Like the Ranger 98 Ti, however, the lighter weight of the Ranger 108 Ti will result in some deflection when blasting through snow piles you’ll find on groomers at the end of the day. So if you insist on charging through these snow piles, the much heavier Line Supernatural 108 does this better, while also being an energetic carver (though it does require more speed to come alive). However, if you stay light and are quick on your feet, the precision of the Ranger 108 Ti can navigate snow piles with a level of energy and quickness that can be quite fun.

NEXT: Moguls, Trees, and Tight Terrain, Powder, Etc.

4 Comments

  1. Matt April 4, 2017 Reply

    Sshhhh their are 100 pairs of the Fischer Ranger TI 108 in 202cm…

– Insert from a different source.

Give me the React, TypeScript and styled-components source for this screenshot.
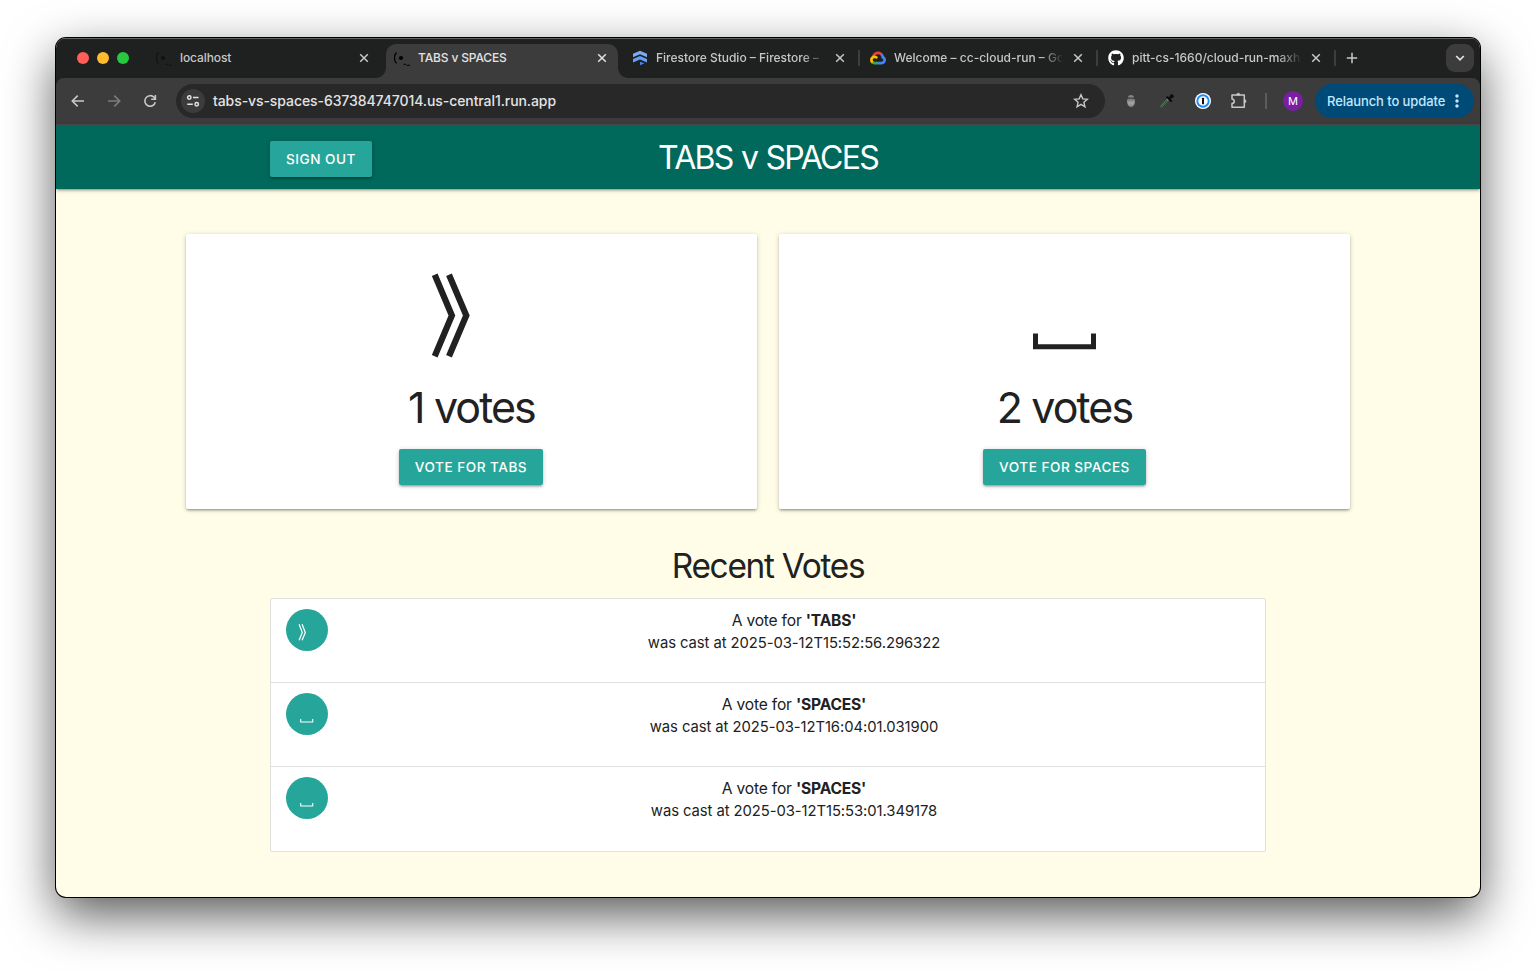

  2. Micah April 6, 2017 Reply

    I’ve been on the 188 length all year. The mount point on mine felt off from the start. Things were squirrelly when I tried to drive the tips and overall felt I was not where I should be on the ski. I messed with the tune a bit with little improvement.

    After lots of measuring I moved them back 2.5 cm. The ski felt much more balanced afterwards and I have really enjoyed them.

  3. Stuck on tgr April 13, 2017 Reply

    Would love a follow up with the 188 size.
    Dims may also be different?

  4. Blister Member
    Joe July 8, 2017 Reply

    I have a pair of 182’s and agree they are among the squirreliest sticks I’ve ever been on in all but the deepest snow…an opinion shared by some industry friends who demo’d them at one of the trade fairs. I too thought they were mounted too far forward and was debating trying to remount them (or selling them to a jibber). For comparison, I checked the boot center against an old pair of K2 Hardside 98’s (181’s)- a somewhat similar ski idea (rockered tip, minimal tail rocker) and found the Fischer’s mount point to be approximately 2 inches further forward…admittedly not apples to apples, but crazy!

    Is this ski designed to be driven or is it something else? I can’t believe other people have not experienced this or that Fischer does not have a recommended traditional mount point?